The end of this quarter till the end of the first quarter of 2014 is the buying window Janjuah sees as "the risk-on top", he said in a client note on Tuesday. After that he predicts a 25 percent to 50 percent sell-off over the last three quarters of 2014.
"While my target for this high in the S&P over the next five months remains anchored around 1,800, an 'extreme' upside target could see the S&P trade up to 1,850," he said. "I am looking – as a proxy guide – for the VIX (CBOE Volatility Index) index to trade down at 10 between now and end (of the first quarter of 2014) before I would recommend large-scale positioning for a major risk reversal over the last three quarters of 2014 and over 2015."
(Read More: S&P 500 to Dip 5-10%, Then Soar: Nomura's Janjuah)
As an extra cautionary measure, Janjuah added that an interim sell-off could occur before the end of November due to markets having priced in all the recent good news on growth. There's a possibly a period of risk-off this month could take the the S&P from 1,775 to perhaps 1,650/1,700, or even as low as the 1,600/1,650 area, he said.

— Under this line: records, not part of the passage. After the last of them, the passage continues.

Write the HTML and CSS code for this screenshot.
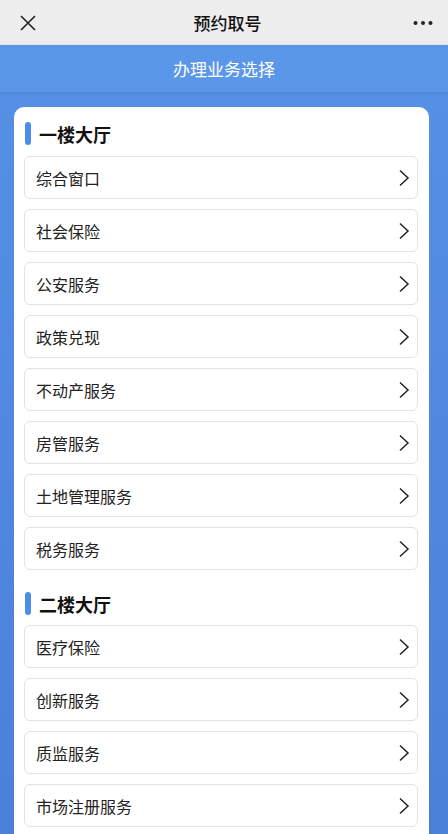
FILE: index.html
```html
<!DOCTYPE html>
<html lang="zh-CN">
<head>
<meta charset="utf-8">
<title>预约取号</title>
<link rel="stylesheet" href="styles.css">
</head>
<body>
<div class="navbar">
  <svg class="close" width="16" height="16" viewBox="0 0 16 16"><path d="M1 1 L15 15 M15 1 L1 15" stroke="#222" stroke-width="1.6" fill="none"/></svg>
  <div class="nav-title">预约取号</div>
  <svg class="more" width="20" height="6" viewBox="0 0 20 6"><circle cx="2.5" cy="3" r="2" fill="#222"/><circle cx="10" cy="3" r="2" fill="#222"/><circle cx="17.5" cy="3" r="2" fill="#222"/></svg>
</div>
<div class="header">办理业务选择</div>
<div class="main">
  <div class="card">
    <div class="section-title"><span class="bar"></span><span>一楼大厅</span></div>
    <div class="list">
      <div class="item"><span>综合窗口</span><svg class="chev" width="12" height="18" viewBox="0 0 12 18"><path d="M2 1.5 L10 9 L2 16.5" stroke="#222" stroke-width="1.5" fill="none"/></svg></div>
      <div class="item"><span>社会保险</span><svg class="chev" width="12" height="18" viewBox="0 0 12 18"><path d="M2 1.5 L10 9 L2 16.5" stroke="#222" stroke-width="1.5" fill="none"/></svg></div>
      <div class="item"><span>公安服务</span><svg class="chev" width="12" height="18" viewBox="0 0 12 18"><path d="M2 1.5 L10 9 L2 16.5" stroke="#222" stroke-width="1.5" fill="none"/></svg></div>
      <div class="item"><span>政策兑现</span><svg class="chev" width="12" height="18" viewBox="0 0 12 18"><path d="M2 1.5 L10 9 L2 16.5" stroke="#222" stroke-width="1.5" fill="none"/></svg></div>
      <div class="item"><span>不动产服务</span><svg class="chev" width="12" height="18" viewBox="0 0 12 18"><path d="M2 1.5 L10 9 L2 16.5" stroke="#222" stroke-width="1.5" fill="none"/></svg></div>
      <div class="item"><span>房管服务</span><svg class="chev" width="12" height="18" viewBox="0 0 12 18"><path d="M2 1.5 L10 9 L2 16.5" stroke="#222" stroke-width="1.5" fill="none"/></svg></div>
      <div class="item"><span>土地管理服务</span><svg class="chev" width="12" height="18" viewBox="0 0 12 18"><path d="M2 1.5 L10 9 L2 16.5" stroke="#222" stroke-width="1.5" fill="none"/></svg></div>
      <div class="item"><span>税务服务</span><svg class="chev" width="12" height="18" viewBox="0 0 12 18"><path d="M2 1.5 L10 9 L2 16.5" stroke="#222" stroke-width="1.5" fill="none"/></svg></div>
    </div>
    <div class="section-title second"><span class="bar"></span><span>二楼大厅</span></div>
    <div class="list">
      <div class="item"><span>医疗保险</span><svg class="chev" width="12" height="18" viewBox="0 0 12 18"><path d="M2 1.5 L10 9 L2 16.5" stroke="#222" stroke-width="1.5" fill="none"/></svg></div>
      <div class="item"><span>创新服务</span><svg class="chev" width="12" height="18" viewBox="0 0 12 18"><path d="M2 1.5 L10 9 L2 16.5" stroke="#222" stroke-width="1.5" fill="none"/></svg></div>
      <div class="item"><span>质监服务</span><svg class="chev" width="12" height="18" viewBox="0 0 12 18"><path d="M2 1.5 L10 9 L2 16.5" stroke="#222" stroke-width="1.5" fill="none"/></svg></div>
      <div class="item"><span>市场注册服务</span><svg class="chev" width="12" height="18" viewBox="0 0 12 18"><path d="M2 1.5 L10 9 L2 16.5" stroke="#222" stroke-width="1.5" fill="none"/></svg></div>
    </div>
  </div>
</div>
</body>
</html>
```
FILE: styles.css
```css
html, body {
  margin: 0;
  padding: 0;
}
body {
  width: 448px;
  height: 834px;
  overflow: hidden;
  font-family: "Noto Sans CJK SC", "Noto Sans", sans-serif;
  color: #222;
  background: #4c82da;
}
.navbar {
  height: 45px;
  background: #ededed;
  display: flex;
  align-items: center;
  justify-content: space-between;
  padding: 0 15px 0 20px;
}
.nav-title {
  font-size: 17px;
  font-weight: 500;
  color: #111;
  margin-left: 6px;
}
.close { display: block; margin-top: 1px; }
.more { display: block; margin-top: 1px; }
.header {
  height: 47px;
  background: #5b97e8;
  color: #fff;
  font-size: 17px;
  display: flex;
  align-items: center;
  justify-content: center;
  box-shadow: 0 1px 3px rgba(40, 80, 160, 0.25);
  position: relative;
}
.main {
  height: 742px;
  background: linear-gradient(180deg, #5590e4 0%, #4b80d9 100%);
  padding-top: 15px;
  box-sizing: border-box;
}
.card {
  margin-left: 14px;
  width: 415px;
  background: #fff;
  border-radius: 10px;
  padding: 15px 11px 20px 10px;
  box-sizing: border-box;
}
.section-title {
  display: flex;
  align-items: center;
  height: 23px;
  font-size: 18px;
  font-weight: 700;
  color: #111;
  margin-bottom: 11px;
}
.section-title.second {
  margin-top: 22px;
  margin-bottom: 10px;
}
.bar {
  width: 6px;
  height: 23px;
  border-radius: 3px;
  background: #4d8de9;
  margin-left: 1px;
  margin-right: 8px;
}
.list {
  display: flex;
  flex-direction: column;
  gap: 10px;
}
.item {
  height: 43px;
  box-sizing: border-box;
  border: 1px solid #e2e2e2;
  border-radius: 6px;
  display: flex;
  align-items: center;
  justify-content: space-between;
  padding: 0 7px 0 11px;
  font-size: 16px;
  color: #222;
}
.chev { display: block; }
```
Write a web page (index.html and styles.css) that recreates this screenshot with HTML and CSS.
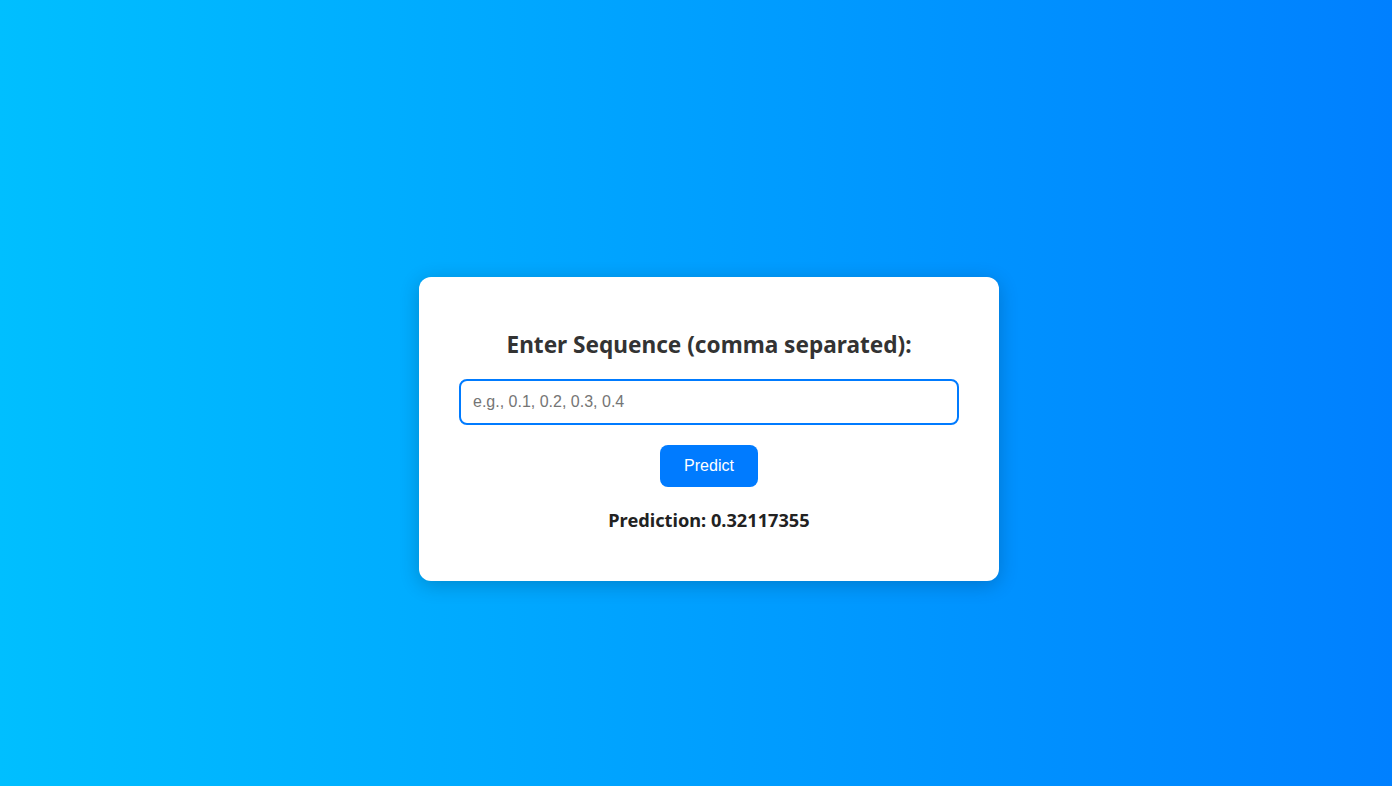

And the reason behind all these concise calls? Anemic global growth, mediocre fundamentals and "dangerously" loose monetary policy, according to Janjuah. As well as too much debt, an enormous misallocation of capital and excessive financial market speculation.
"In the context of growth surely I am not the only person surprised at policymakers, especially in the U.K. and the U.S., where seemingly the only solution to massive financial market and economic failures is to resort to more of the same of what caused the original problems – namely debt-driven consumption, debt-driven asset price speculation, and the expansion of the 'ponzi' that best describes our modern day economic 'model'," he said.